- MATERIAL SHOWN:
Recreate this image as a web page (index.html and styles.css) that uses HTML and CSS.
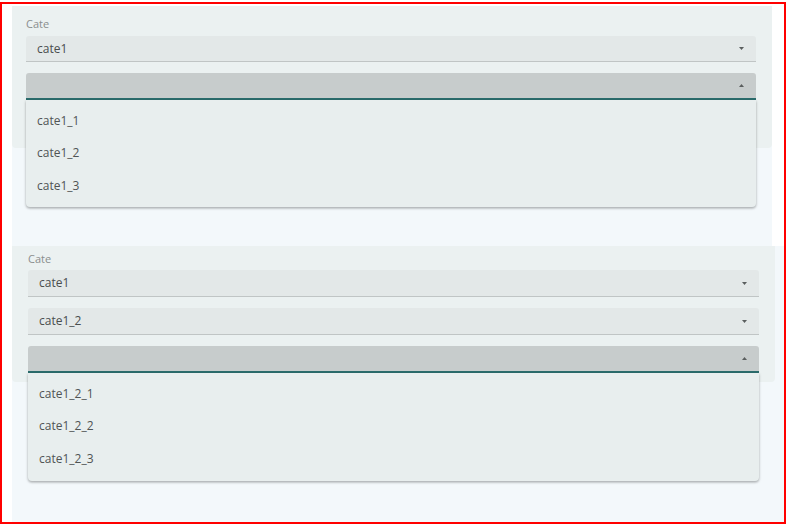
FILE: index.html
```html
<!DOCTYPE html>
<html lang="en">
<head>
<meta charset="utf-8">
<title>Cate selects</title>
<link rel="stylesheet" href="styles.css">
</head>
<body>
<div class="screen">
  <div class="frame frame-a">
    <div class="panel panel-a">
      <div class="label">Cate</div>
      <div class="select">
        <span class="value">cate1</span>
        <svg class="arrow" width="5" height="3" viewBox="0 0 5 3"><polygon points="0,0 5,0 2.5,3"/></svg>
      </div>
      <div class="select open">
        <span class="value"></span>
        <svg class="arrow" width="5" height="3" viewBox="0 0 5 3"><polygon points="0,3 5,3 2.5,0"/></svg>
        <div class="menu">
          <div class="item">cate1_1</div>
          <div class="item">cate1_2</div>
          <div class="item">cate1_3</div>
        </div>
      </div>
    </div>
  </div>
  <div class="frame frame-b">
    <div class="panel panel-b">
      <div class="label">Cate</div>
      <div class="select">
        <span class="value">cate1</span>
        <svg class="arrow" width="5" height="3" viewBox="0 0 5 3"><polygon points="0,0 5,0 2.5,3"/></svg>
      </div>
      <div class="select">
        <span class="value">cate1_2</span>
        <svg class="arrow" width="5" height="3" viewBox="0 0 5 3"><polygon points="0,0 5,0 2.5,3"/></svg>
      </div>
      <div class="select open">
        <span class="value"></span>
        <svg class="arrow" width="5" height="3" viewBox="0 0 5 3"><polygon points="0,3 5,3 2.5,0"/></svg>
        <div class="menu">
          <div class="item">cate1_2_1</div>
          <div class="item">cate1_2_2</div>
          <div class="item">cate1_2_3</div>
        </div>
      </div>
    </div>
  </div>
</div>
</body>
</html>
```

FILE: styles.css
```css
html, body {
  margin: 0;
  padding: 0;
  background: #ffffff;
}

body {
  font-family: "Open Sans", "Noto Sans", "Liberation Sans", sans-serif;
  font-size: 12px;
  color: #505454;
}

.screen {
  box-sizing: border-box;
  width: 786px;
  height: 522px;
  margin-top: 2px;
  border: 2px solid #ff0000;
  padding: 2px 0 0 10px;
  overflow: hidden;
  background: #ffffff;
}

.frame {
  background: #f3f8fb;
}

.frame-a {
  width: 760px;
  height: 240px;
}

.frame-b {
  width: 772px;
  height: 276px;
}

.panel {
  box-sizing: border-box;
  background: #ebf1f1;
  border-radius: 0 0 4px 4px;
  display: flex;
  flex-direction: column;
}

.panel-a {
  width: 760px;
  height: 142px;
  padding: 10px 16px 0 14px;
  gap: 11px;
}

.panel-b {
  width: 763px;
  height: 136px;
  padding: 5px 16px 0 16px;
  gap: 11px;
}

.label {
  font-size: 11px;
  line-height: 16px;
  color: #8a8e8e;
  margin-bottom: -7px;
}

.panel-b .label {
  margin-bottom: -8px;
}

.select {
  position: relative;
  box-sizing: border-box;
  height: 26px;
  display: flex;
  align-items: center;
  justify-content: space-between;
  padding: 0 12px 0 11px;
  background: #e3e8e8;
  border-bottom: 1px solid #c0c5c5;
  border-radius: 3px 3px 0 0;
  flex: none;
}

.panel-b .select {
  height: 27px;
}

.select.open {
  height: 27px;
  background: #c7cccc;
  border-bottom: 2px solid #2b6c6c;
}

.value {
  color: #4a4e4e;
  line-height: 16px;
}

.arrow {
  fill: #5a5e5e;
  display: block;
}

.menu {
  position: absolute;
  left: 0;
  right: 0;
  top: 100%;
  margin-top: 2px;
  box-sizing: border-box;
  height: 107px;
  padding: 4px 0 7px;
  background: #e8eeee;
  border-radius: 0 0 4px 4px;
  box-shadow: 0 1px 3px rgba(0, 0, 0, 0.28), 0 2px 2px rgba(0, 0, 0, 0.08);
  z-index: 2;
}

.panel-b .menu {
  height: 108px;
}

.item {
  height: 32.5px;
  display: flex;
  align-items: center;
  padding-left: 11px;
  color: #505454;
}
```
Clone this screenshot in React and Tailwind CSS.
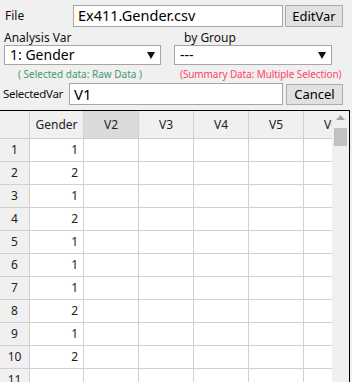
import React from "react";

const font = { fontFamily: '"Noto Sans", "Noto Sans CJK KR", sans-serif' };

const columns = [
  { label: "Gender", w: "w-[54px]" },
  { label: "V2", w: "w-[55px]", selected: true },
  { label: "V3", w: "w-[55px]" },
  { label: "V4", w: "w-[55px]" },
  { label: "V5", w: "w-[55px]" },
  { label: "V6", w: "w-[55px]" },
];

const genders = [1, 2, 1, 2, 1, 1, 1, 2, 1, 2, null];

const Caret = () => (
  <svg width="8" height="7" viewBox="0 0 8 7" className="shrink-0">
    <path d="M0 0 H8 L4 7 Z" fill="#111" />
  </svg>
);

const Select = ({ value, w }) => (
  <div className={`${w} h-[20px] bg-white border border-[#a6a6a6] flex items-center justify-between pl-[5px] pr-[5px]`}>
    <span className="text-[14px] leading-none text-black">{value}</span>
    <Caret />
  </div>
);

const Button = ({ children, w, h }) => (
  <button className={`${w} ${h} bg-[#e1e1e1] border border-[#adadad] text-[13px] leading-none text-black flex items-center justify-center`}>
    {children}
  </button>
);

const App = () => {
  return (
    <div className="w-[352px] h-[382px] bg-[#f0f0f0] overflow-hidden flex flex-col select-none" style={font}>
      {/* form area */}
      <div className="h-[110px] flex flex-col">
        <div className="flex items-center mt-[5px] h-[22px]">
          <span className="w-[73px] pl-[5px] text-[12px] text-[#111]">File</span>
          <div className="w-[210px] h-[22px] bg-white border border-[#a6a6a6] flex items-center pl-[4px] text-[14.5px] text-black">
            Ex411.Gender.csv
          </div>
          <div className="ml-[2px]">
            <Button w="w-[58px]" h="h-[22px]">EditVar</Button>
          </div>
        </div>

        <div className="flex h-[17px] items-end text-[12px] leading-none text-[#111]">
          <span className="pl-[4px] w-[184px]">Analysis Var</span>
          <span>by Group</span>
        </div>

        <div className="flex mt-[1px] h-[20px]">
          <div className="ml-[4px]">
            <Select value="1: Gender" w="w-[157px]" />
          </div>
          <div className="ml-[13px]">
            <Select value="---" w="w-[158px]" />
          </div>
        </div>

        <div className="flex h-[17px] items-center text-[10px] leading-none">
          <span className="pl-[18px] w-[180px] text-[#3f9a6b]">( Selected data: Raw Data )</span>
          <span className="text-[#ff4466] tracking-[-0.1px]">(Summary Data: Multiple Selection)</span>
        </div>

        <div className="flex items-center h-[22px] mt-[1px]">
          <span className="w-[69px] pl-[3px] text-[11.5px] tracking-[-0.3px] text-[#111] whitespace-nowrap">SelectedVar</span>
          <div className="w-[214px] h-[22px] bg-white border border-[#a6a6a6] flex items-center pl-[4px] text-[15px] text-black">
            V1
          </div>
          <div className="ml-[3px]">
            <Button w="w-[57px]" h="h-[21px]">Cancel</Button>
          </div>
        </div>
      </div>

      {/* grid */}
      <div className="flex-1 w-[350px] border-t border-r border-black flex overflow-hidden">
        <div className="w-[332px] bg-white overflow-hidden flex flex-col text-[12px] text-[#222]">
          <div className="flex h-[28px] shrink-0 bg-[#f0f0f0] border-b border-[#d0d0d0]">
            <div className="w-[30px] shrink-0 border-r border-[#d0d0d0]" />
            {columns.map((c) => (
              <div
                key={c.label}
                className={`${c.w} shrink-0 border-r border-[#d0d0d0] flex items-center justify-center ${c.selected ? "bg-[#dadada]" : ""}`}
              >
                {c.label}
              </div>
            ))}
          </div>
          {genders.map((g, i) => (
            <div key={i} className="flex h-[23px] shrink-0 border-b border-[#d0d0d0]">
              <div className="w-[30px] shrink-0 bg-[#f0f0f0] border-r border-[#d0d0d0] flex items-center justify-center">
                {i + 1}
              </div>
              {columns.map((c, j) => (
                <div
                  key={c.label}
                  className={`${c.w} shrink-0 border-r border-[#d0d0d0] flex items-center justify-end pr-[5px]`}
                >
                  {j === 0 && g !== null ? g : ""}
                </div>
              ))}
            </div>
          ))}
        </div>
        <div className="w-[17px] bg-[#f0f0f0] flex flex-col items-center pt-[4px]">
          <svg width="9" height="5" viewBox="0 0 9 5">
            <path d="M0 5 L4.5 0 L9 5 Z" fill="#a3a3a3" />
          </svg>
          <div className="w-[13px] h-[18px] bg-[#c1c1c1] mt-[8px]" />
        </div>
      </div>
    </div>
  );
};

export default App;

- JOB: Everything above from the line with "Clone this screenshot" through the line with "1, 2, null];" should be retyped exactly, and nothing else; omit pictures.

- RESULT FOR THIS TASK:
Clone this screenshot in React and Tailwind CSS.
import React from "react";

const font = { fontFamily: '"Noto Sans", "Noto Sans CJK KR", sans-serif' };

const columns = [
  { label: "Gender", w: "w-[54px]" },
  { label: "V2", w: "w-[55px]", selected: true },
  { label: "V3", w: "w-[55px]" },
  { label: "V4", w: "w-[55px]" },
  { label: "V5", w: "w-[55px]" },
  { label: "V6", w: "w-[55px]" },
];

const genders = [1, 2, 1, 2, 1, 1, 1, 2, 1, 2, null];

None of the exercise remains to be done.